- [DESCRIPTION OF THE TASK] Pictures are not part of the copy; repeat everything else in the records exactly.

(Front-end source files)
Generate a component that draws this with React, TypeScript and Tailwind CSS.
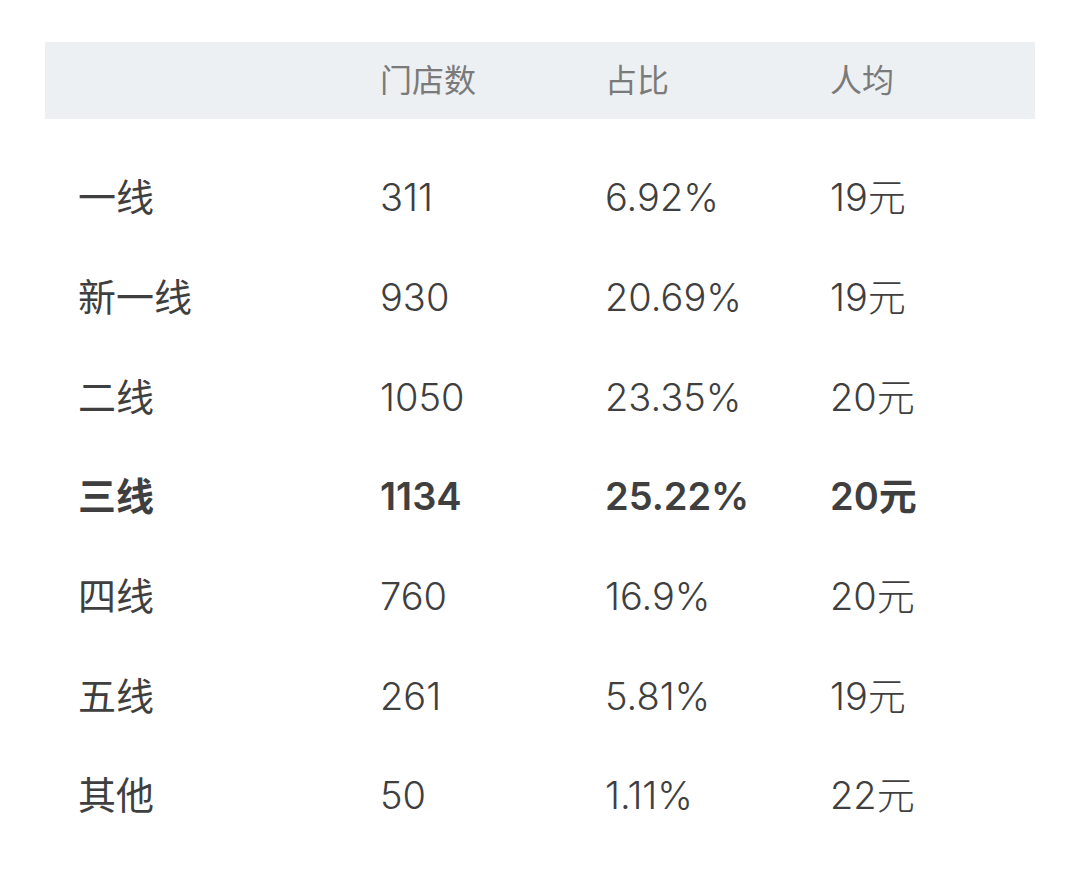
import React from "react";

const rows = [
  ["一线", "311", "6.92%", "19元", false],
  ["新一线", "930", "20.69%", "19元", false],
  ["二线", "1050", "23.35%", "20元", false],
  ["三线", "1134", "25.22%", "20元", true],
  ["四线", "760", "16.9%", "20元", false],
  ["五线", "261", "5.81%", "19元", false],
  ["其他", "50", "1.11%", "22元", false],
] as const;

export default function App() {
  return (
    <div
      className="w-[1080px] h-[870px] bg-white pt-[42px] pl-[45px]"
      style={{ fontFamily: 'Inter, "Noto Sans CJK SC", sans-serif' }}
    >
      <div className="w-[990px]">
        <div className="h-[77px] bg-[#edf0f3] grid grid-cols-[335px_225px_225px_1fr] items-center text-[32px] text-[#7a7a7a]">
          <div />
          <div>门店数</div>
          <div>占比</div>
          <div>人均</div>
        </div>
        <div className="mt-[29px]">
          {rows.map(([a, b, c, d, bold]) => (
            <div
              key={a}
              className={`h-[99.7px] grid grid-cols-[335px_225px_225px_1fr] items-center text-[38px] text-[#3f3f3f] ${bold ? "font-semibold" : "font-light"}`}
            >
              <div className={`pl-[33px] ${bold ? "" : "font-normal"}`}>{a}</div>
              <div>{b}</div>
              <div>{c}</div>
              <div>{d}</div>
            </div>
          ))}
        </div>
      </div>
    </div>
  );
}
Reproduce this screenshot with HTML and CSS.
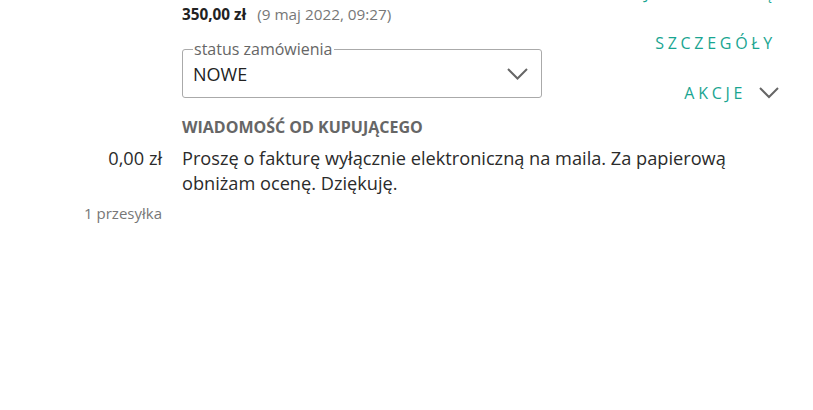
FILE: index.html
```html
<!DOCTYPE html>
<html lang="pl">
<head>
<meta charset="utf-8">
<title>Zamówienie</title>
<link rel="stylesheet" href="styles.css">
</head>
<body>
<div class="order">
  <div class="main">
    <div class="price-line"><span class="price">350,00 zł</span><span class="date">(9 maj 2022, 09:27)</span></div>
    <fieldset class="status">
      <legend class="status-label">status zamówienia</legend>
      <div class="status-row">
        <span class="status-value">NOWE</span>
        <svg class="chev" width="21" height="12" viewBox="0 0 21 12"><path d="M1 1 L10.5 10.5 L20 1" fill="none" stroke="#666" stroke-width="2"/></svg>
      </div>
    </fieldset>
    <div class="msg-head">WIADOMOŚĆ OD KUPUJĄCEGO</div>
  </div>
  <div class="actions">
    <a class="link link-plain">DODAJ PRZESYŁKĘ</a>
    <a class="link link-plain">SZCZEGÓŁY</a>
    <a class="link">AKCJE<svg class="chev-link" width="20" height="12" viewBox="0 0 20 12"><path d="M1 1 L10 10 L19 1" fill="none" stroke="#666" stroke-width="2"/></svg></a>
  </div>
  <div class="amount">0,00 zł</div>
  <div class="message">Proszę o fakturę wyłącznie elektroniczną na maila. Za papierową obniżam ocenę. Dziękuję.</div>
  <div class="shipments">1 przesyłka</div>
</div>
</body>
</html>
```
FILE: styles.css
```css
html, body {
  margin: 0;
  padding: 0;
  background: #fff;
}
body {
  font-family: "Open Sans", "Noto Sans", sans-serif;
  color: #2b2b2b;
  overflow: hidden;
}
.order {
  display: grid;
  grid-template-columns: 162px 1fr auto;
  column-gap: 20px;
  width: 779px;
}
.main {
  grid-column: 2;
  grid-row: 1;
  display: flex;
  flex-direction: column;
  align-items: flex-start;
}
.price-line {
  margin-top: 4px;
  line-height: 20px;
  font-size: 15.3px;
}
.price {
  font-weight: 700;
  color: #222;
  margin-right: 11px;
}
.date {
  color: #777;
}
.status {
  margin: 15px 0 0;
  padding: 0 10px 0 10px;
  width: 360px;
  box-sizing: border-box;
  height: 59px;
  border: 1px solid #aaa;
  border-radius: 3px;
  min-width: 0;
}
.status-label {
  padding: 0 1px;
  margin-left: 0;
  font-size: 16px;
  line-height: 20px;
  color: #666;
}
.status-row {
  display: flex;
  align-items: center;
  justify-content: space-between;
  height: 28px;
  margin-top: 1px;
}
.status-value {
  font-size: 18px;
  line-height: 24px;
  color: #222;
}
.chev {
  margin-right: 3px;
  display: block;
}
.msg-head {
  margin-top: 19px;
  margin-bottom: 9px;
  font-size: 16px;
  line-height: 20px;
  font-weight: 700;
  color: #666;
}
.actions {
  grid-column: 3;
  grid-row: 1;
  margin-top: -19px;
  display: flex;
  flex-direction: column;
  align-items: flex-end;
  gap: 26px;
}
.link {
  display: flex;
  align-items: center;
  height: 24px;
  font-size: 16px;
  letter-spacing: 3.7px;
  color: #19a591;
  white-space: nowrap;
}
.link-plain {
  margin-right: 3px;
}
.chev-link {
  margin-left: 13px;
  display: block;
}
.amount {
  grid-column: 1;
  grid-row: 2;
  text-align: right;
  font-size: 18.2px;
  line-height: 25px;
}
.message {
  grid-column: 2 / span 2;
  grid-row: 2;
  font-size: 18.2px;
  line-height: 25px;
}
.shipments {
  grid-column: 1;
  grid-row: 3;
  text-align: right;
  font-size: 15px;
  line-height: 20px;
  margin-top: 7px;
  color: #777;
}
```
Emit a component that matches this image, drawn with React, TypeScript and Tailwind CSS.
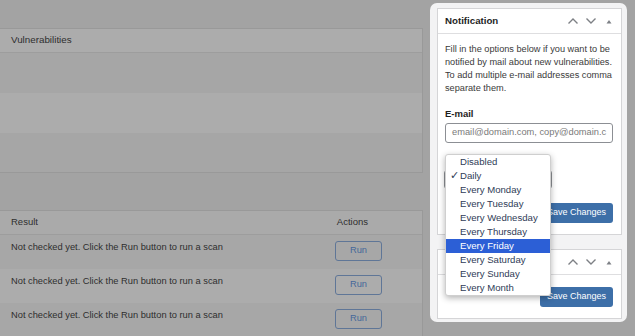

- [CORRECT ANSWER]
Generate a component that draws this with React, TypeScript and Tailwind CSS.
import React from "react";

const rows = [
  ["一线", "311", "6.92%", "19元", false],
  ["新一线", "930", "20.69%", "19元", false],
  ["二线", "1050", "23.35%", "20元", false],
  ["三线", "1134", "25.22%", "20元", true],
  ["四线", "760", "16.9%", "20元", false],
  ["五线", "261", "5.81%", "19元", false],
  ["其他", "50", "1.11%", "22元", false],
] as const;

export default function App() {
  return (
    <div
      className="w-[1080px] h-[870px] bg-white pt-[42px] pl-[45px]"
      style={{ fontFamily: 'Inter, "Noto Sans CJK SC", sans-serif' }}
    >
      <div className="w-[990px]">
        <div className="h-[77px] bg-[#edf0f3] grid grid-cols-[335px_225px_225px_1fr] items-center text-[32px] text-[#7a7a7a]">
          <div />
          <div>门店数</div>
          <div>占比</div>
          <div>人均</div>
        </div>
        <div className="mt-[29px]">
          {rows.map(([a, b, c, d, bold]) => (
            <div
              key={a}
              className={`h-[99.7px] grid grid-cols-[335px_225px_225px_1fr] items-center text-[38px] text-[#3f3f3f] ${bold ? "font-semibold" : "font-light"}`}
            >
              <div className={`pl-[33px] ${bold ? "" : "font-normal"}`}>{a}</div>
              <div>{b}</div>
              <div>{c}</div>
              <div>{d}</div>
            </div>
          ))}
        </div>
      </div>
    </div>
  );
}
Reproduce this screenshot with HTML and CSS.
FILE: index.html
```html
<!DOCTYPE html>
<html lang="pl">
<head>
<meta charset="utf-8">
<title>Zamówienie</title>
<link rel="stylesheet" href="styles.css">
</head>
<body>
<div class="order">
  <div class="main">
    <div class="price-line"><span class="price">350,00 zł</span><span class="date">(9 maj 2022, 09:27)</span></div>
    <fieldset class="status">
      <legend class="status-label">status zamówienia</legend>
      <div class="status-row">
        <span class="status-value">NOWE</span>
        <svg class="chev" width="21" height="12" viewBox="0 0 21 12"><path d="M1 1 L10.5 10.5 L20 1" fill="none" stroke="#666" stroke-width="2"/></svg>
      </div>
    </fieldset>
    <div class="msg-head">WIADOMOŚĆ OD KUPUJĄCEGO</div>
  </div>
  <div class="actions">
    <a class="link link-plain">DODAJ PRZESYŁKĘ</a>
    <a class="link link-plain">SZCZEGÓŁY</a>
    <a class="link">AKCJE<svg class="chev-link" width="20" height="12" viewBox="0 0 20 12"><path d="M1 1 L10 10 L19 1" fill="none" stroke="#666" stroke-width="2"/></svg></a>
  </div>
  <div class="amount">0,00 zł</div>
  <div class="message">Proszę o fakturę wyłącznie elektroniczną na maila. Za papierową obniżam ocenę. Dziękuję.</div>
  <div class="shipments">1 przesyłka</div>
</div>
</body>
</html>
```
FILE: styles.css
```css
html, body {
  margin: 0;
  padding: 0;
  background: #fff;
}
body {
  font-family: "Open Sans", "Noto Sans", sans-serif;
  color: #2b2b2b;
  overflow: hidden;
}
.order {
  display: grid;
  grid-template-columns: 162px 1fr auto;
  column-gap: 20px;
  width: 779px;
}
.main {
  grid-column: 2;
  grid-row: 1;
  display: flex;
  flex-direction: column;
  align-items: flex-start;
}
.price-line {
  margin-top: 4px;
  line-height: 20px;
  font-size: 15.3px;
}
.price {
  font-weight: 700;
  color: #222;
  margin-right: 11px;
}
.date {
  color: #777;
}
.status {
  margin: 15px 0 0;
  padding: 0 10px 0 10px;
  width: 360px;
  box-sizing: border-box;
  height: 59px;
  border: 1px solid #aaa;
  border-radius: 3px;
  min-width: 0;
}
.status-label {
  padding: 0 1px;
  margin-left: 0;
  font-size: 16px;
  line-height: 20px;
  color: #666;
}
.status-row {
  display: flex;
  align-items: center;
  justify-content: space-between;
  height: 28px;
  margin-top: 1px;
}
.status-value {
  font-size: 18px;
  line-height: 24px;
  color: #222;
}
.chev {
  margin-right: 3px;
  display: block;
}
.msg-head {
  margin-top: 19px;
  margin-bottom: 9px;
  font-size: 16px;
  line-height: 20px;
  font-weight: 700;
  color: #666;
}
.actions {
  grid-column: 3;
  grid-row: 1;
  margin-top: -19px;
  display: flex;
  flex-direction: column;
  align-items: flex-end;
  gap: 26px;
}
.link {
  display: flex;
  align-items: center;
  height: 24px;
  font-size: 16px;
  letter-spacing: 3.7px;
  color: #19a591;
  white-space: nowrap;
}
.link-plain {
  margin-right: 3px;
}
.chev-link {
  margin-left: 13px;
  display: block;
}
.amount {
  grid-column: 1;
  grid-row: 2;
  text-align: right;
  font-size: 18.2px;
  line-height: 25px;
}
.message {
  grid-column: 2 / span 2;
  grid-row: 2;
  font-size: 18.2px;
  line-height: 25px;
}
.shipments {
  grid-column: 1;
  grid-row: 3;
  text-align: right;
  font-size: 15px;
  line-height: 20px;
  margin-top: 7px;
  color: #777;
}
```
Emit a component that matches this image, drawn with React, TypeScript and Tailwind CSS.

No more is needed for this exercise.